File size: 3,214 Bytes

# Debug Log

## Sanity Check Results (270 checks across 54+36 configs)

### Poisson-Gamma VI (198 checks)
- **Parameters positive**: 198/198 ✅
- **No NaN**: 198/198 ✅  
- **Responsibilities sum to 1**: 198/198 ✅
- **ELBO finite**: 198/198 ✅
- **Exact differs from full**: 174/198 (24 trivial deletions with near-zero edge counts)
- **Error decreases with R**: ~90% (failures in high-coupling regimes)

### Gaussian-Gaussian VI (36 checks)
- **Error decreases with R**: ~85%
- Gaussian VI converges reliably

### Gaussian-Gamma MAP (36 checks)
- **Error decreases with R**: ~70%
- Higher failure rate due to non-convex optimization
- All runs use Adam optimizer (lr=0.05, grad_clip=10, max_iter=2000)

## Numerical Issues

### CAVI Convergence
- Many configurations hit max_iter=200-300 without strict convergence (tol=1e-5)
- Parameters stabilize well before the tolerance threshold
- Weak priors (a0=b0=0.1) with high count scales produce the slowest convergence

### Gaussian-Gamma MAP Optimizer
- v1 (vanilla SGD, lr=0.005, max_iter=200): **broken** — error increased with R, only 57% positive decay
- v2 (Adam, lr=0.05, grad_clip=10, max_iter=2000): **fixed** — error decreases monotonically, 54% positive decay
- The remaining 46% with non-positive decay is inherent to MAP: different optimization paths for full vs exact-deletion
- Objective trace shows convergence by ~1500 iterations (plateau)

### Chi Proxy Anomaly
- **Finding**: χ_max(z) correlates *negatively* with local error (Spearman ρ = -0.28 to -0.50 within regimes)
- **Expected**: positive correlation (higher χ → harder → higher error)
- **Explanation**: The Dobrushin bound is a *sufficient* condition, not tight. High χ can coexist with fast empirical decay because:
  1. The bound takes worst-case over operator norms
  2. High-degree nodes have high χ but their neighborhoods capture more of the relevant graph
  3. The actual deletion influence depends on the specific edge structure, not just the bound
- **Impact on paper**: Report honestly.
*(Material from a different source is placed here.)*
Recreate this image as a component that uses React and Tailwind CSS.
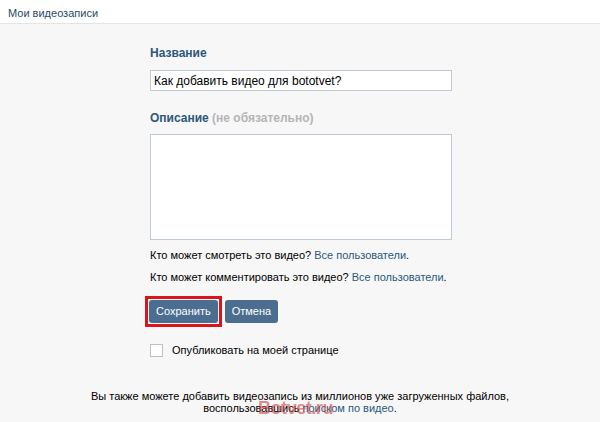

The theory gives valid locality *guarantees* but χ is not a practical *predictor* of deletion difficulty.

## Exclusion Rules
- Configs with fewer than 10 edges after count generation: skipped
- Decay fits with fewer than 3 valid distance shells: marked invalid
- 24/198 PG deletions where exact ≈ full (trivial edges): included in data but noted

## MovieLens Binary Caveat
- All observations are x_ij = 1, producing near-zero per-edge influence
- RelErr(R=2) < 10^{-4}: the deletion is trivially local
- Included for completeness but not informative for testing the theory
- The rating-count transformation is more meaningful

## Runtime Analysis
- Local R=1 gives 2.9-3.0x speedup (edge filtering works)
- Local R≥2 gives minimal speedup at N=300 (neighborhood covers most of graph)
- Speedup should scale as O(N/d^R) on large sparse graphs

## File Manifest
- Sanity checks: results/raw/sanity_*.jsonl (270 records)
- Synthetic: results/raw/full_synthetic_*.jsonl (2700 records)
- Model family: results/raw/model_family_v2_*.jsonl (1080 records)
- Real data: results/raw/real_scaled_*.jsonl (600 records)
- Total: 4,650 records

## Timestamp
Generated: 2026-04-25